▸ RECORDS TO USE:
· · · · ·
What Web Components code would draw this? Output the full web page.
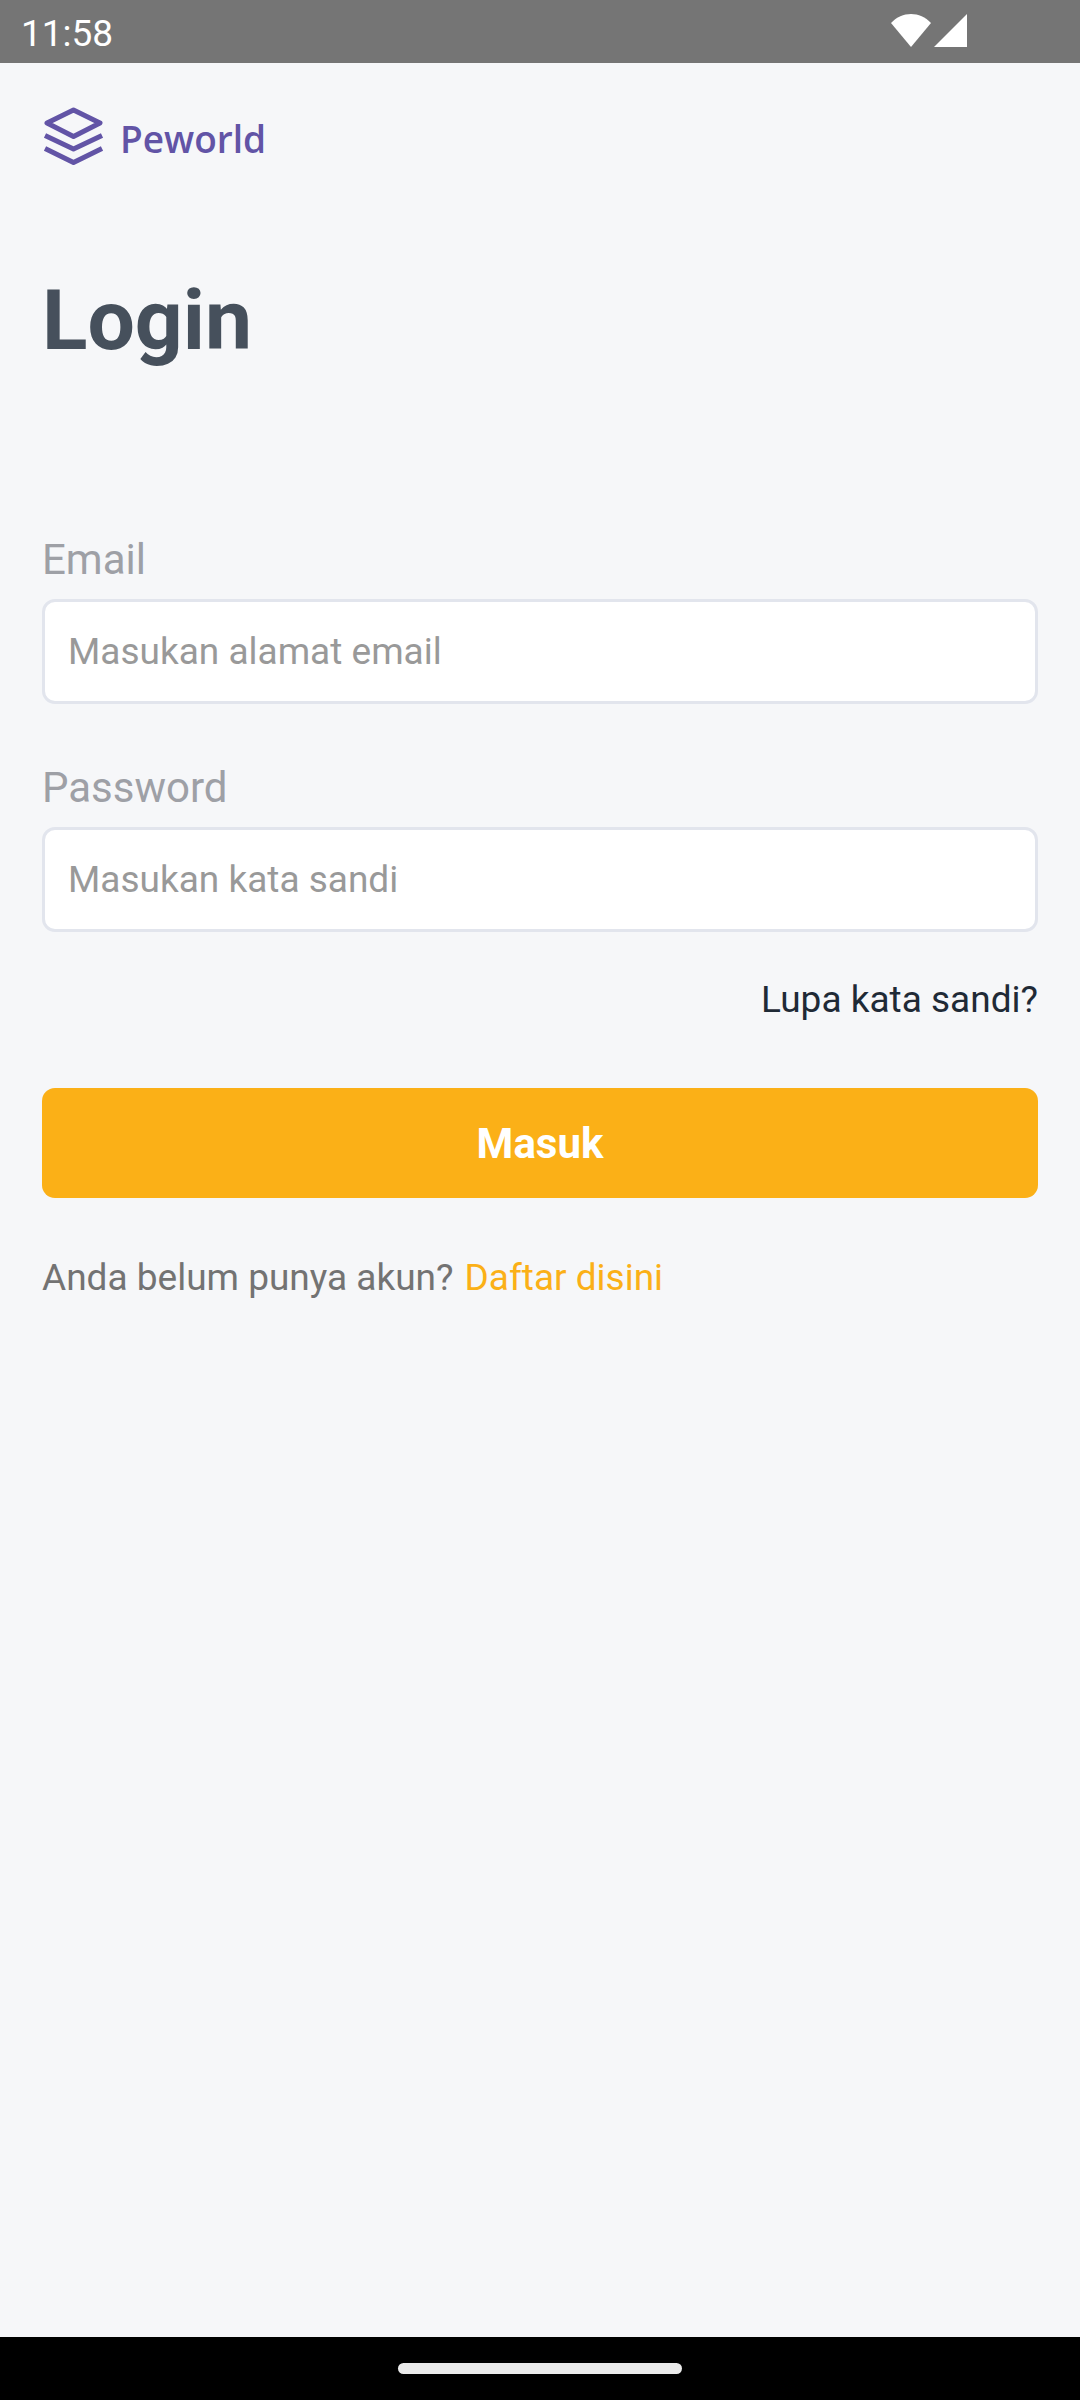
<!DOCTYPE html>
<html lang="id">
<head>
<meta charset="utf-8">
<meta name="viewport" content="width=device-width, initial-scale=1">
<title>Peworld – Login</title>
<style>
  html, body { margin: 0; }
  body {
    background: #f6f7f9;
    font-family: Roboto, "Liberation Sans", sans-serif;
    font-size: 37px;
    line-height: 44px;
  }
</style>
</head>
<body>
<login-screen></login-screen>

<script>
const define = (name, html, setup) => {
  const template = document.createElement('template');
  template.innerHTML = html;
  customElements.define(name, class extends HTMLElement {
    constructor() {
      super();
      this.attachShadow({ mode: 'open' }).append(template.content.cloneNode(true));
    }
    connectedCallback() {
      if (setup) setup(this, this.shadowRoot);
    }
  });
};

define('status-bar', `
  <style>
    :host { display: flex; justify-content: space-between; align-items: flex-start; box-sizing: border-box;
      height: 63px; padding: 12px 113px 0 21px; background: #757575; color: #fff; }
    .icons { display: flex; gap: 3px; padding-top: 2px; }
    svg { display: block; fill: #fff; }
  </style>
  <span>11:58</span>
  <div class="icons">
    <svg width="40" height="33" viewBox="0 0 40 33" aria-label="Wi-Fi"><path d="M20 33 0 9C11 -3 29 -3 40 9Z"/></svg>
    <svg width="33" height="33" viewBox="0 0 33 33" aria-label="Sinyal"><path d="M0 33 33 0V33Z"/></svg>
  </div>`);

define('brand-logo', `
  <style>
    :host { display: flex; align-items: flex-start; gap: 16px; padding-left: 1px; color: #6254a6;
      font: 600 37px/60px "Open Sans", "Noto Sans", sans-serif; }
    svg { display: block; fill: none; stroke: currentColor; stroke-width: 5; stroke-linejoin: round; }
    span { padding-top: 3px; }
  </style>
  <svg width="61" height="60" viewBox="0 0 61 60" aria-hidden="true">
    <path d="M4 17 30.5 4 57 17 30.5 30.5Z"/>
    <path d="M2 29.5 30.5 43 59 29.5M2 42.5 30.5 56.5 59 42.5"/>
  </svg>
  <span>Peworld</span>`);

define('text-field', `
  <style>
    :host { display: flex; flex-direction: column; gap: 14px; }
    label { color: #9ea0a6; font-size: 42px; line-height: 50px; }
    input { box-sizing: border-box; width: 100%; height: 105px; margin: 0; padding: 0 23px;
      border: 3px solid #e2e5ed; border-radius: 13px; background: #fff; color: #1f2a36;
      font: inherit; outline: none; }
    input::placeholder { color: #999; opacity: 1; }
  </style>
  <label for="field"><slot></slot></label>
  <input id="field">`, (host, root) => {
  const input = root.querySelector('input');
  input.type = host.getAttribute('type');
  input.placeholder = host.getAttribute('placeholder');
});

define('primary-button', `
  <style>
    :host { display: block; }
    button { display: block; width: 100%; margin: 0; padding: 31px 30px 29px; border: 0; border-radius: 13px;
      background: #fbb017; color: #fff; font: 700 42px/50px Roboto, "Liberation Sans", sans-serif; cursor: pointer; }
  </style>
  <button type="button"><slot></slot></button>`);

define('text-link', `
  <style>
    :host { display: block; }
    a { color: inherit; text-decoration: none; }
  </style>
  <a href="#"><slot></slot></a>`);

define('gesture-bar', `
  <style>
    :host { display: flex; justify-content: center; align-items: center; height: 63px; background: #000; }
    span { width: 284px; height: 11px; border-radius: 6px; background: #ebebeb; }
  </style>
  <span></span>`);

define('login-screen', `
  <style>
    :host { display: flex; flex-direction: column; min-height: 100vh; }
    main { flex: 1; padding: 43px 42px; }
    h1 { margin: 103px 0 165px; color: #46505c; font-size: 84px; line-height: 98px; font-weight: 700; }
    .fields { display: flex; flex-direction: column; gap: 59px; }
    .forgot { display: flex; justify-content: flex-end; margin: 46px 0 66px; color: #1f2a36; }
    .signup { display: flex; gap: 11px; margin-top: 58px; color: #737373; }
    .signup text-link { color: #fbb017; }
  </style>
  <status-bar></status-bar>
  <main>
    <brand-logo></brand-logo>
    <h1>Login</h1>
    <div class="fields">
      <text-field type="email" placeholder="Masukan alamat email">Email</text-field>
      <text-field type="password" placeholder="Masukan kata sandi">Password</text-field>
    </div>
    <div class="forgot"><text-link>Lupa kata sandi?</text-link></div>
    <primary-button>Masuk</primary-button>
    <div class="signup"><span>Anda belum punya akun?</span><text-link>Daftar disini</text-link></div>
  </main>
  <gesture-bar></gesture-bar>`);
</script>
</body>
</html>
· · · · ·
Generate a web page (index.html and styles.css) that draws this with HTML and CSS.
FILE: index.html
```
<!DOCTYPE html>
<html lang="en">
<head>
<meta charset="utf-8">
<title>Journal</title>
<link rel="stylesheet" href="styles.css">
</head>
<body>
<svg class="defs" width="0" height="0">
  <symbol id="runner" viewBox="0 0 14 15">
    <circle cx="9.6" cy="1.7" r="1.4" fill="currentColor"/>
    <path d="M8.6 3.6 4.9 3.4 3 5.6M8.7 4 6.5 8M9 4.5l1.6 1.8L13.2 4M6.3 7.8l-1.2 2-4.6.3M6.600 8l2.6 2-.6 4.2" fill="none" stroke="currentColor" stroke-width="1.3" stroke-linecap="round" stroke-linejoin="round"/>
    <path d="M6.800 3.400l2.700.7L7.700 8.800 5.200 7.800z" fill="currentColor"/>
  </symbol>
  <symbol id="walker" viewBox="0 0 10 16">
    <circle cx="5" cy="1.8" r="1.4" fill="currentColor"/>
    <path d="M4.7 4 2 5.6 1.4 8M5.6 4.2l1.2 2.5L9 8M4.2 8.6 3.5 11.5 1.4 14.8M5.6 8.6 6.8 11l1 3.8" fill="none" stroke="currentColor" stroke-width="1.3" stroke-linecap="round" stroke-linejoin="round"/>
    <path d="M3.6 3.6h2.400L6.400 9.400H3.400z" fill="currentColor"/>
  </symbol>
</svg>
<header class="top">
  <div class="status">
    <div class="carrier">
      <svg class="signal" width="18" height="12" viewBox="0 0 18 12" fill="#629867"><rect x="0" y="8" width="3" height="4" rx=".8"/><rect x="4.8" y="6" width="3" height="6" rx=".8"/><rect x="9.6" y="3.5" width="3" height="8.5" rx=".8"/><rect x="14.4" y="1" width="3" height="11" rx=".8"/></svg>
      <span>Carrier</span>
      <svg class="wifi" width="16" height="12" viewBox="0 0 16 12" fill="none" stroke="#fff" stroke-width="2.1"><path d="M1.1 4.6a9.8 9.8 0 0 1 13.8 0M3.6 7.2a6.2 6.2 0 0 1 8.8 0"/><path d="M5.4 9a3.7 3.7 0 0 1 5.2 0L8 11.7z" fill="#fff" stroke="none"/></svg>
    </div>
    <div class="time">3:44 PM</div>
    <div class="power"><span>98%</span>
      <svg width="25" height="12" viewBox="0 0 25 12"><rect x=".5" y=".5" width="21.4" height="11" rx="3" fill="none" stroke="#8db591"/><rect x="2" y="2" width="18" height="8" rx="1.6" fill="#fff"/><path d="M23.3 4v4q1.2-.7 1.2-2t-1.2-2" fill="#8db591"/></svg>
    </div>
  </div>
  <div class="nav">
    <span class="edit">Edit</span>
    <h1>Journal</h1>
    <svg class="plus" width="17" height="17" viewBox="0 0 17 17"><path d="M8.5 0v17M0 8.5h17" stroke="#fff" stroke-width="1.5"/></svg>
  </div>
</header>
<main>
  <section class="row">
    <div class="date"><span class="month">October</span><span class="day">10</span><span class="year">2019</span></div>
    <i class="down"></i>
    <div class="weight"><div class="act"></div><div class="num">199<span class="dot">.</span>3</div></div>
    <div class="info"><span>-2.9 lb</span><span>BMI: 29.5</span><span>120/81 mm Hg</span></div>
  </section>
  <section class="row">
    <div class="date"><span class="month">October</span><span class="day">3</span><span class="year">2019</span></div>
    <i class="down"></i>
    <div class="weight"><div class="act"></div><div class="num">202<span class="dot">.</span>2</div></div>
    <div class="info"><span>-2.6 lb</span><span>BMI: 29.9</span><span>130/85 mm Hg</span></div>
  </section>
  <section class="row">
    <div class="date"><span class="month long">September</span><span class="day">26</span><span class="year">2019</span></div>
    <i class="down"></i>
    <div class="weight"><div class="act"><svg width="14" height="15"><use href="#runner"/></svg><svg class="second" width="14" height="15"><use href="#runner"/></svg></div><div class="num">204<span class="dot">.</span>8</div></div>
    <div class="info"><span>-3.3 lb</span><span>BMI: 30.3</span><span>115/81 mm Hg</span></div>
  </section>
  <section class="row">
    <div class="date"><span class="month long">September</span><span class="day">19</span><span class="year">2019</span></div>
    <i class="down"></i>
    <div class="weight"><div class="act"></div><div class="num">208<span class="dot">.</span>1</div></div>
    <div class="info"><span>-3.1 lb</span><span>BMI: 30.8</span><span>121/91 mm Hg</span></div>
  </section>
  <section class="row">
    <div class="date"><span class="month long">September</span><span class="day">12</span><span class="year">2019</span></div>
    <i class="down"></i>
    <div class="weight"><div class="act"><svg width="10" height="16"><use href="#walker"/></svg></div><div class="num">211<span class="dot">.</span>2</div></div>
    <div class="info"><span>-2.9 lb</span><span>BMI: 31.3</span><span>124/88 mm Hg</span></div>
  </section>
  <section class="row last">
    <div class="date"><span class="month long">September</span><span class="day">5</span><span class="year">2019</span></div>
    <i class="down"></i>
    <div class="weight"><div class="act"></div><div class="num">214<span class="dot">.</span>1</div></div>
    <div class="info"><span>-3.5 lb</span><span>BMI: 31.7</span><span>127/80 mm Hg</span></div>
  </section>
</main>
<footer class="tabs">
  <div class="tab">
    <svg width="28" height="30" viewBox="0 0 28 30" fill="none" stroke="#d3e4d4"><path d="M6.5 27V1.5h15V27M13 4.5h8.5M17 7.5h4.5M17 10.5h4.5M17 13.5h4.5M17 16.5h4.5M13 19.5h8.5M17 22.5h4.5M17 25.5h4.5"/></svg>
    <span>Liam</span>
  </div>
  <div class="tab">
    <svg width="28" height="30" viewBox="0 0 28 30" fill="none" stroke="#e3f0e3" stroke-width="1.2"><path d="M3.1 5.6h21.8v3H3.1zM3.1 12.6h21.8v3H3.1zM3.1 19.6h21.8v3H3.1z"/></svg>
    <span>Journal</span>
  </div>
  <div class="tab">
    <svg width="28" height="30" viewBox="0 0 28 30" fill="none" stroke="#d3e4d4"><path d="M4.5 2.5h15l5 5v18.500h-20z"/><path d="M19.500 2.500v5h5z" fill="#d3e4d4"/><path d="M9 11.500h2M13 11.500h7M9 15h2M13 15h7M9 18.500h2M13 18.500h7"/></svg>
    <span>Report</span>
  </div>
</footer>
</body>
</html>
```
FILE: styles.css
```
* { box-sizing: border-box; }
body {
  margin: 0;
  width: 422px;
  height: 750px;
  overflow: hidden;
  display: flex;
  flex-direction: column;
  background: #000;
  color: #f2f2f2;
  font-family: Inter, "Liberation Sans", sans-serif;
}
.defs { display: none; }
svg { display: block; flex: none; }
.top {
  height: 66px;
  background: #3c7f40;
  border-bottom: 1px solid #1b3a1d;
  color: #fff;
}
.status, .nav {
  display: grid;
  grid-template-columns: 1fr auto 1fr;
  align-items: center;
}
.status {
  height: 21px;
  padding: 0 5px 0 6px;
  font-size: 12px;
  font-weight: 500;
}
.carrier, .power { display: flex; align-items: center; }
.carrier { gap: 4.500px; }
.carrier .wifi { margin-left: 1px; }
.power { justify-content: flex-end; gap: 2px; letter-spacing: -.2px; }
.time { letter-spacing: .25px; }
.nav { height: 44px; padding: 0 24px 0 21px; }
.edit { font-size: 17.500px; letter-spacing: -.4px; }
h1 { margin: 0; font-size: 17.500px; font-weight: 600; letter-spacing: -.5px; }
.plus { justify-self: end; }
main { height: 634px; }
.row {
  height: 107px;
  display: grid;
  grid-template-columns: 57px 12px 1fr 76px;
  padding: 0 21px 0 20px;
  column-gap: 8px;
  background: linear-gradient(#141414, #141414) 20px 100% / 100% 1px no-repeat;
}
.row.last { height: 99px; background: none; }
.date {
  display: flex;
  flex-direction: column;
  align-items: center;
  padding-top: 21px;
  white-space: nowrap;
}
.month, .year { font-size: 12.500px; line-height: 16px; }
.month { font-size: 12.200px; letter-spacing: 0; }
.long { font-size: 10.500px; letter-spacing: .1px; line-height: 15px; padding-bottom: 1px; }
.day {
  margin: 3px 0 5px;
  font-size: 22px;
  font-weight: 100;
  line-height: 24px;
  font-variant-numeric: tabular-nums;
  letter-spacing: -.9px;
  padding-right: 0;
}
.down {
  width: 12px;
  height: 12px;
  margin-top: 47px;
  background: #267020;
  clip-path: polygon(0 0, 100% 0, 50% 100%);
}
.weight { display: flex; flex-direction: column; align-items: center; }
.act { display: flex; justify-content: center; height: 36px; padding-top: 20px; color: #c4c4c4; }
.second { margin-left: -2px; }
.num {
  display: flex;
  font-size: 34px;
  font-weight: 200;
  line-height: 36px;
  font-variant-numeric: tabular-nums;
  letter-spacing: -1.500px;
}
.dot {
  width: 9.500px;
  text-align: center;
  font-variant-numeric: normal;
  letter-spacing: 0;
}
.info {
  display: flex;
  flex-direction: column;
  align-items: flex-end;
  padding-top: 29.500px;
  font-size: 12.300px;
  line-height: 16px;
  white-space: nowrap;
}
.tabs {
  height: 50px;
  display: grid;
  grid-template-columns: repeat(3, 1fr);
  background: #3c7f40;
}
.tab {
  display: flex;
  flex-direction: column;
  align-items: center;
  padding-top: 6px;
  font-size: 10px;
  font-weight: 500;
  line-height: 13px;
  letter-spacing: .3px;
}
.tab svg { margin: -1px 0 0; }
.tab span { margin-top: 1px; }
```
· · · · ·
▸ GIVEN REQUEST: Return exactly the lines from the one with "What Web Components" to the one with "<login-screen></login-screen>", inclusive, and nothing else; skip the pictures.

▸ TASK ANSWER:
What Web Components code would draw this? Output the full web page.
<!DOCTYPE html>
<html lang="id">
<head>
<meta charset="utf-8">
<meta name="viewport" content="width=device-width, initial-scale=1">
<title>Peworld – Login</title>
<style>
  html, body { margin: 0; }
  body {
    background: #f6f7f9;
    font-family: Roboto, "Liberation Sans", sans-serif;
    font-size: 37px;
    line-height: 44px;
  }
</style>
</head>
<body>
<login-screen></login-screen>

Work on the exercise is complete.